E não, não são poucos. Não são poucos quando aos números da emigração somamos os números da pobreza: os que já lá estão e os que vivem sob a ameaça constante de irem lá parar. Não são poucos quando olhamos para as taxas de juro dos créditos à habitação a subirem, prontos para sufocarem mais famílias, apenas superados pelos preços da habitação inflaccionados por um mercado premium inacessível à maioria. Não são poucos quando olhamos para os que continuam sem qualquer acesso à habitação, porque o PRR está desenhado para ajudar os mais pobres dos pobres e os vistos gold desenhados para os mais ricos dos ricos. Não são poucos quando olhamos para as listas de espera e para a solução que se aponta de pagar no privado pela saúde que não se tem. Não são poucos quando olhamos para os custos de vida crescentes que os salários não acompanham. Não são poucos quando olhamos para os que caem nas malhas do álcool, das drogas, das dependências e encontram na pequena criminalidade o único modo de sobrevivência, a que respondemos com demagogia sobre combater subsidiodependência e colocar militares nas ruas. Não são poucos quando olhamos para gerações atrás de gerações vítimas das consequências de sucessivas crises, a quem o que sobra dos sonhos são desilusões.

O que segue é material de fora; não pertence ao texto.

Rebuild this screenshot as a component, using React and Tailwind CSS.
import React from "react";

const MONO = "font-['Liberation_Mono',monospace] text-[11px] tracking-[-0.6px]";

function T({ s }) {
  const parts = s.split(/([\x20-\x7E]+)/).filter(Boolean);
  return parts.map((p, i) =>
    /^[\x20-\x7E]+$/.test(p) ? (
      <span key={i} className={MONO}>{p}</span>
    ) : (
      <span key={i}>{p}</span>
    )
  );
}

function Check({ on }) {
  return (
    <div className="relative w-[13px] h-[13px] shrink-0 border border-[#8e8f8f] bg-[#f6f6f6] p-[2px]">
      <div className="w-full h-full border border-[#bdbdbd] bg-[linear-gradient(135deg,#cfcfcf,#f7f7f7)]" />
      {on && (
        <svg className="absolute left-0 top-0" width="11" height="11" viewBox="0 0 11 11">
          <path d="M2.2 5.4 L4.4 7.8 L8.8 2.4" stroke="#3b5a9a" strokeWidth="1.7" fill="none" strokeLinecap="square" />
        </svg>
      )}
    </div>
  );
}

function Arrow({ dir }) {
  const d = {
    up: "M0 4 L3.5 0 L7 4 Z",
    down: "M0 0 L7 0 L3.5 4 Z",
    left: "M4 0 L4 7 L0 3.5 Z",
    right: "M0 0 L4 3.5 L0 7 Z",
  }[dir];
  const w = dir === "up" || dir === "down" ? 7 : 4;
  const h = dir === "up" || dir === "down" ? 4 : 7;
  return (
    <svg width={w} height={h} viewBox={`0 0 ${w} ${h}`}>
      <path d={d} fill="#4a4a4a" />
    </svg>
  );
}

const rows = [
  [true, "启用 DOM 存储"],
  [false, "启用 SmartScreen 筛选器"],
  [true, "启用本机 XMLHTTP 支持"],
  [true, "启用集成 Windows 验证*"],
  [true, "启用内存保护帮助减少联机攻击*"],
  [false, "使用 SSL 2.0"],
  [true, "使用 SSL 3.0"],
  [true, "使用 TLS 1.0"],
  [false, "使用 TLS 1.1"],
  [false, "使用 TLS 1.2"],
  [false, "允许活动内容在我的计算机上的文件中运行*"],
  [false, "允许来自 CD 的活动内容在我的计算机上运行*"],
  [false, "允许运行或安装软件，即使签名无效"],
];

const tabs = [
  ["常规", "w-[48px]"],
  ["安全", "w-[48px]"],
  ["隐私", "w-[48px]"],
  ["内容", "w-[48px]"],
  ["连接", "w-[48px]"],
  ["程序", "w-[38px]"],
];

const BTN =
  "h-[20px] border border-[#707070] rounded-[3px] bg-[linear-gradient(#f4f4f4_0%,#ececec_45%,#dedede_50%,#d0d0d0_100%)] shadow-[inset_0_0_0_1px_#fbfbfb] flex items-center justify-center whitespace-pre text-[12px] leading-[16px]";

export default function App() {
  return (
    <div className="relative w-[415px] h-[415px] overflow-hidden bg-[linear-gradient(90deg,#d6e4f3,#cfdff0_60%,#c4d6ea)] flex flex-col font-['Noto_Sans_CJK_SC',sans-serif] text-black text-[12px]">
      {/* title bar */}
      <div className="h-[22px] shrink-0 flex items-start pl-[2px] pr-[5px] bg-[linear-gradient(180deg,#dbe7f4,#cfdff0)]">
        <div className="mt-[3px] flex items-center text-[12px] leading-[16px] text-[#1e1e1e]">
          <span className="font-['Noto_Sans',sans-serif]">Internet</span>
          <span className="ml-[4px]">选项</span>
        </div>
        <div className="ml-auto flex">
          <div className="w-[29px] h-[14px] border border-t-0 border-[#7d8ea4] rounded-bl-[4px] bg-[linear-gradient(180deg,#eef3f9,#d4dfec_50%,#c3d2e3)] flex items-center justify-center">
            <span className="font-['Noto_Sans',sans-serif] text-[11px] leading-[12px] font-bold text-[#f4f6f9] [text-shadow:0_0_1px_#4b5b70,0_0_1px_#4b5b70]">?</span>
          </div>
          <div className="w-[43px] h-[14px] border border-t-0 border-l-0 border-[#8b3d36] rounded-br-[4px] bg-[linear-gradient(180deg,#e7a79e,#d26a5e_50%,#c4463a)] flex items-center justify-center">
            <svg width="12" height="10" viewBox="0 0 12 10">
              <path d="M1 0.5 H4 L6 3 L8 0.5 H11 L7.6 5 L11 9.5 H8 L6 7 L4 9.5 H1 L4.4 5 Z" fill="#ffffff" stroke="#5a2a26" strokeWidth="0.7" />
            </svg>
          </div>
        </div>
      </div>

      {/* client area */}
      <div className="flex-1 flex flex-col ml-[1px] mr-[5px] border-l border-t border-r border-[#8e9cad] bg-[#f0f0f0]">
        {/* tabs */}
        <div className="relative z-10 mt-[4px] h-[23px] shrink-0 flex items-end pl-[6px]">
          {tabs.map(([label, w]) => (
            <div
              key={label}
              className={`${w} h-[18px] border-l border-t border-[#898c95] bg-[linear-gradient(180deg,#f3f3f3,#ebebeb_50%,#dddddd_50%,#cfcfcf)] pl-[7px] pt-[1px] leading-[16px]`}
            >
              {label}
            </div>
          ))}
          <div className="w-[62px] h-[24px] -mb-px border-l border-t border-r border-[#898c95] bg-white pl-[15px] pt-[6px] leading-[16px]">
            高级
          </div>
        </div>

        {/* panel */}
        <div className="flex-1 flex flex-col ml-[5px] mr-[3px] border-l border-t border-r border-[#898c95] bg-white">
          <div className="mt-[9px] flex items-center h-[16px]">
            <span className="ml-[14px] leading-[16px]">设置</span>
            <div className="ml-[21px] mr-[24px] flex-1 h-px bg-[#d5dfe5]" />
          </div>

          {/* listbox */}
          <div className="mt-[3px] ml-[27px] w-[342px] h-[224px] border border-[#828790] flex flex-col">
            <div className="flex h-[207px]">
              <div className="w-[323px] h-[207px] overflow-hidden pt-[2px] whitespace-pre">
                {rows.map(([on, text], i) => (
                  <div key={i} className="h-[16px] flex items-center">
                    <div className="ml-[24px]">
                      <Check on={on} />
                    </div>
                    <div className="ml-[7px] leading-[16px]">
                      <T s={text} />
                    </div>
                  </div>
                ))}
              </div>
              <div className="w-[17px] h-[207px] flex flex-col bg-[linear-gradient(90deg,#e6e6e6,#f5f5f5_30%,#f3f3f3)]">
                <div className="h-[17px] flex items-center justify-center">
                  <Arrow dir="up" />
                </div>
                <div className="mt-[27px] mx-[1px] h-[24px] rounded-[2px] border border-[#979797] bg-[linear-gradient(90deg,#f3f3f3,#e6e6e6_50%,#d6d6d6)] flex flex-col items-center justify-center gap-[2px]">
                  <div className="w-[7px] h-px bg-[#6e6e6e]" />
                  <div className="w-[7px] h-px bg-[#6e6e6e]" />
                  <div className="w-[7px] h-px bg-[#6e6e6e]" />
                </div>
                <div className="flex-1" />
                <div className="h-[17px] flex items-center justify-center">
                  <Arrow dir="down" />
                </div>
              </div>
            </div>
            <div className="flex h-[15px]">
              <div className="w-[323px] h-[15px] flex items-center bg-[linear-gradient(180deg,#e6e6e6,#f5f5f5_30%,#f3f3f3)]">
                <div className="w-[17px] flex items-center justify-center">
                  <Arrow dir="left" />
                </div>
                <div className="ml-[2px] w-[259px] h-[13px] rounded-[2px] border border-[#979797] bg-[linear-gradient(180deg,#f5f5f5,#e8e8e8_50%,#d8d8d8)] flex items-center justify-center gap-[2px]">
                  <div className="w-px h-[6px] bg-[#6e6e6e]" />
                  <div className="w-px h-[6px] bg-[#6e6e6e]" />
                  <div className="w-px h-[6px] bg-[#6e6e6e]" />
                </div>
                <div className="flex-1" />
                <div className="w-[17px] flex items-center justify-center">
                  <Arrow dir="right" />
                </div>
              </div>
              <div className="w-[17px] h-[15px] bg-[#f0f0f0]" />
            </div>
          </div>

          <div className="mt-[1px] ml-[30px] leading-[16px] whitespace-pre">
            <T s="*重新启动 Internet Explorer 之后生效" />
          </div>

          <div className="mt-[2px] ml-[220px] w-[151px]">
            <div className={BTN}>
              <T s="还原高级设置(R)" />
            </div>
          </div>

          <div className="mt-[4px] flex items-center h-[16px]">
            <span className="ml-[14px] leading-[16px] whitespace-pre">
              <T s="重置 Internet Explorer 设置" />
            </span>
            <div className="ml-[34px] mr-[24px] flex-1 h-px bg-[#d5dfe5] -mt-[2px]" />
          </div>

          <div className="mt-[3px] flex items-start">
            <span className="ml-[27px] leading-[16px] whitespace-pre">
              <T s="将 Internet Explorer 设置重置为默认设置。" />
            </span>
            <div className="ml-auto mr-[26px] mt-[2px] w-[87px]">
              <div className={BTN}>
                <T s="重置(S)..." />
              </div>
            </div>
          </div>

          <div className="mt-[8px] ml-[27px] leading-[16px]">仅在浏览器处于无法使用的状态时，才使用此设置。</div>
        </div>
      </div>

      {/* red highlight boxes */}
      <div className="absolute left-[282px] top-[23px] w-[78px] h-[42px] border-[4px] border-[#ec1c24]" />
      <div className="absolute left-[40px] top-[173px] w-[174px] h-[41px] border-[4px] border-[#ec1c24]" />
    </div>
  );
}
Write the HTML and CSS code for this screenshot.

Não são poucos - mas não têm de ser tantos, porque não tem de ser assim. Não tem de ser assim porque para alguns problemas há soluções concretas que não se aplicam sem razão aparente. Enquanto isso, as pragas multiplicam-se: a dos mosquitos; a dos fluxos turísticos mal planeados; a do trânsito; a dos estacionamentos estapafúrdios; a da insegurança crescente. Pelo meio, a taxa turística que não servia afinal agora serve, como se para o turista interessasse quem cobra, e a Polícia Municipal que era inútil agora faz falta sob a forma de Exército Municipal - tudo resultado de discussões que invocam argumentos que não sobrevivem nem à coerência do tempo, nem à informação esclarecida.

Em 2019, a maioria dos madeirenses escolheu mesmo mudar - e se a Madeira não mudou foi apenas porque uma elite confortavelmente instalada no sistema vigente decidiu que o melhor para si e para os seus era manter tudo na mesma. Daqui a menos de um ano, os madeirenses voltarão a pronunciar-se, num quadro cada vez mais claro em que de um lado os do costume defenderão mais do mesmo e do outro é urgente que não nos percamos em narrativas divergentes sobre uma realidade clara e que exige discursos inequívocos de alternativa para a vida real dos madeirenses. De pouco nos servirá discutirmos partidos se não falarmos sobre soluções concretas que todos compreendam e que façam verdadeiramente a diferença para quem mais precisa no imediato e para o nosso futuro, a começar pelo próximo Orçamento Regional.

Perante a crise galopante, a pior coisa que nos pode sobrar é um Governo Regional desorientado e desligado, uma oposição espartilhada e um povo anestesiado. Talvez os golos de Cristiano Ronaldo, em quem continuamos a depositar total confiança, e o sonho do Mundial nos ajudem a despertar a esperança nas possíveis conquistas de amanhã.